Si muchos estudiantes lo detestaban era porque nunca les engañaba sobre la calidad de sus trabajos. «Ni vosotros ni yo tenemos tiempo para mentirnos”, decía.
Aunque pudiera ser, no soy yo quien habla así de Pedro Sorela, sino Pedro Sorela quien habla del profesor Diego de la Balma en Quién crea la noche. Como De la Balma, Pedro se conformaba con contagiarnos “la alergia al tópico”. No era poco. Veníamos de la tortura de un Bachillerato uniformador y nos dimos de bruces con alguien perteneciente a esa especie de profesores en peligro de extinción que él retrata en su novela.
Como la clase de Orazio Dassisti, otro de los personajes del libro, la de Pedro era también uno de los últimos reductos libres de móviles en el mundo. Lo llevaba a gala y lo dejó claro el primer día: “Al que le suene el móvil, coge, se levanta y se marcha. No hace falta que yo, ni nadie, diga nada”. Fueron muchos aquel curso los que enfilaron con resignación, móvil en mano, la puerta del aula. Circulaba la leyenda de que un día fue su teléfono el que interrumpió la clase. “Esto es un drama”, dicen que dijo. Se levantó y se marchó.
Con él aprendimos que en el periodismo las excusas no es que no sirvan, es que no existen. Si el encargo de la semana estaba hecho, adelante. Si no, que pase el siguiente. “En periodismo —nos decía— no se puede decir es que… Está prohibido. No figura en el idioma”. Bien lo sabe esto Rory Gae, personaje de la novela, de quien podemos asegurar que fue su alumno, porque lo que enseñaba Pedro no lo enseñaba nadie más.

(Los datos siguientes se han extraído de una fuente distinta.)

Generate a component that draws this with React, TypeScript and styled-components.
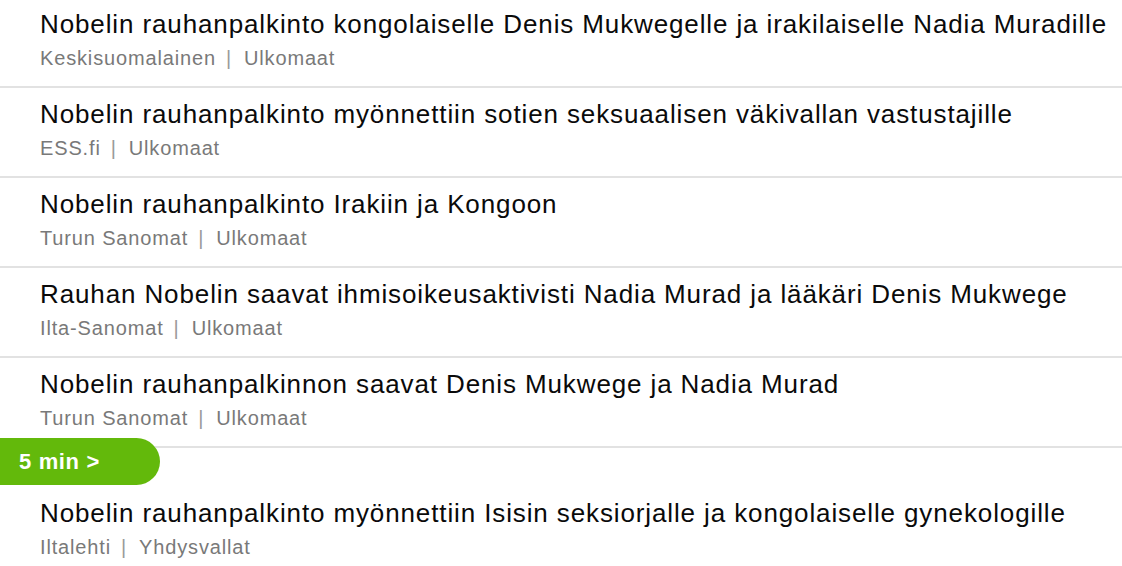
import React from "react";
import styled, { createGlobalStyle } from "styled-components";

const GlobalStyle = createGlobalStyle`
  html, body {
    margin: 0;
    padding: 0;
    background: #ffffff;
    overflow: hidden;
  }
  body {
    font-family: "Liberation Sans", Arial, Helvetica, sans-serif;
  }
`;

const Feed = styled.main`
  display: flex;
  flex-direction: column;
  margin-top: -2px;
  width: 1122px;
`;

const Item = styled.article`
  box-sizing: border-box;
  height: 90px;
  padding: 11px 0 0 40px;
  border-bottom: 2px solid #e2e2e2;
  display: flex;
  flex-direction: column;
  gap: 6px;
  &:last-child {
    border-bottom: none;
  }
`;

const Title = styled.h2`
  margin: 0;
  font-size: 26px;
  line-height: 30px;
  font-weight: 400;
  letter-spacing: 0.88px;
  color: #0a0a0a;
  white-space: nowrap;
`;

const Meta = styled.div`
  font-size: 20px;
  line-height: 26px;
  letter-spacing: 0.85px;
  color: #797979;
  white-space: nowrap;
  display: flex;
  align-items: center;
`;

const Sep = styled.span`
  margin: 0 12px 0 10px;
  color: #9a9a9a;
`;

const TimeBadge = styled.div`
  box-sizing: border-box;
  width: 160px;
  height: 47px;
  margin: -10px 0 2px;
  padding-left: 19px;
  background: #63b90b;
  border-radius: 0 24px 24px 0;
  color: #ffffff;
  font-size: 22px;
  font-weight: 700;
  letter-spacing: 0.65px;
  display: flex;
  align-items: center;
`;

type News = { title: string; source: string; section: string };

const group1: News[] = [
  {
    title:
      "Nobelin rauhanpalkinto kongolaiselle Denis Mukwegelle ja irakilaiselle Nadia Muradille",
    source: "Keskisuomalainen",
    section: "Ulkomaat",
  },
  {
    title:
      "Nobelin rauhanpalkinto myönnettiin sotien seksuaalisen väkivallan vastustajille",
    source: "ESS.fi",
    section: "Ulkomaat",
  },
  {
    title: "Nobelin rauhanpalkinto Irakiin ja Kongoon",
    source: "Turun Sanomat",
    section: "Ulkomaat",
  },
  {
    title:
      "Rauhan Nobelin saavat ihmisoikeusaktivisti Nadia Murad ja lääkäri Denis Mukwege",
    source: "Ilta-Sanomat",
    section: "Ulkomaat",
  },
  {
    title: "Nobelin rauhanpalkinnon saavat Denis Mukwege ja Nadia Murad",
    source: "Turun Sanomat",
    section: "Ulkomaat",
  },
];

const group2: News[] = [
  {
    title:
      "Nobelin rauhanpalkinto myönnettiin Isisin seksiorjalle ja kongolaiselle gynekologille",
    source: "Iltalehti",
    section: "Yhdysvallat",
  },
];

const NewsItem = ({ n }: { n: News }) => (
  <Item>
    <Title>{n.title}</Title>
    <Meta>
      <span>{n.source}</span>
      <Sep>|</Sep>
      <span>{n.section}</span>
    </Meta>
  </Item>
);

export default function App() {
  return (
    <>
      <GlobalStyle />
      <Feed>
        {group1.map((n, i) => (
          <NewsItem key={i} n={n} />
        ))}
        <TimeBadge>5 min &gt;</TimeBadge>
        {group2.map((n, i) => (
          <NewsItem key={"b" + i} n={n} />
        ))}
      </Feed>
    </>
  );
}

Era muy consciente de que justificar suspensos exige más esfuerzo que regalar aprobados. “Suspender alumnos —dice en el libro que nos tiene aquí reunidos— da trabajo”, pero él no estaba dispuesto a dejar de cumplir sus obligaciones por el mero hecho de que muchos alumnos no cumplieran las suyas. Era justo. Y pagaba siempre con la misma moneda: si uno había sido generoso en el esfuerzo, él era generoso (mucho) con la calificación.
“Se mire por donde se mire, buena lectura y buena música afilan los ojos y la capacidad de matizar”, dice en Quién crea la noche. Con él, la buena lectura estaba garantizada: Victor Hugo, Saint-Exupéry, Rilke, García Márquez… Pero sus métodos para educar nuestra mirada iban más allá. En una ocasión nos pidió escribir un texto con la gramática interna de un cocido.
—¿Madrileño? —preguntó jocoso un alumno creyendo que se trataba de una broma.
—O montañés, lo que prefiráis.
—Pero ¿cómo que con la gramática interna de un cocido? Eso no tiene sentido —dijo, más seria, otra alumna.
—Ah, bueno, si queréis podéis hacerlo entonces con la de una paella —remató Sorela.
Ni siquiera los que nos atrevimos a intentarlo descubrimos cuál era con exactitud la gramática interna de un cocido (ni madrileño ni montañés), pero aquello nos sirvió para comprender que los cocidos, como las paellas y como todo, tienen su gramática. La extravagancia de algunos de sus encargos le granjeó no pocas críticas. Era su manera de afilarnos los ojos. “Yo —decía— me afilo los míos cada mañana frente al espejo”. Así descubrimos muchos el envés de Madrid, “ese lado de jungla o Himalaya —como lo describe él en el libro— que tiene cualquier ciudad, por plana que sea”.
Aprendimos, en definitiva, que lo imposible es una entelequia y que nada está lejos. Todavía algunos le reprochan que no enseñaba, y tienen razón: no enseñabas, Pedro, pero contigo se aprendía mucho.